Duck boat captain in fatal capsizing indicted on 17 felony counts
12:13 PM, Nov 8, 2018
2:47 PM, Nov 8, 2018
The captain of a duck boat that capsized in July on a Missouri lake, killing 17 people, has been indicted by a federal grand jury in connection with the wreck.
Kenneth Scott McKee, 51, faces 17 counts related to "acts of misconduct, negligence or inattention to duty," one for each victim, according to the indictment, which was announced Thursday by the US Attorney for the Western District of Missouri, Tim Garrison.
The violations are colloquially known as "seaman's manslaughter," Garrison said.
A federal grand jury found that McKee failed to properly assess incoming weather before and while he put the vessel in the water, entered the vessel on the water as severe weather approached, failed to instruct passengers to put on personal flotation devices and operated the duck boat in violation of its conditions and limitations, among other acts, according to the indictment.

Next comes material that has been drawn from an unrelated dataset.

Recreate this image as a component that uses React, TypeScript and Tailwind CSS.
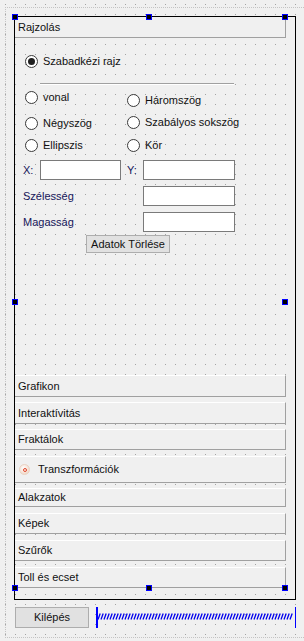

Ripley Entertainment, which runs the duck boat tours called Ride the Ducks Branson, did not immediately respond Thursday CNN's requests for comment. McKee's attorney, J.R. Hobbs, confirmed to CNN he is reviewing the indictment against his client but is not making any additional comment regarding the allegations.
McKee is not in custody, Garrison said, adding that the charges announced Thursday are the first criminal indictments related to the incident. The US attorney would not say whether McKee has been cooperating with the probe. Hobbs said he is in the process of scheduling an initial court appearance by McKee.
Survivor Tia Coleman, whose husband, three children and five other relatives were killed in the duck boat wreck, commended Garrison as the indictments were announced.
"While nothing can ever ease the grief in my heart, I am grateful that the US Attorney's Office is fighting for justice for my family, and the other victims, and is committed to holding fully accountable all those responsible for this tragedy," she said in a statement.
In case of a conviction, each count against McKee carries possible prison time of up to 10 years and a fine of as much as $250,000.
Captain's judgment of weather examined
McKee's actions related to the day's weather also have been scrutinized by the National Transportation Safety Board, which in July noted, "The captain made a verbal reference to looking at the weather radar prior to the trip," citing video recorded on the boat.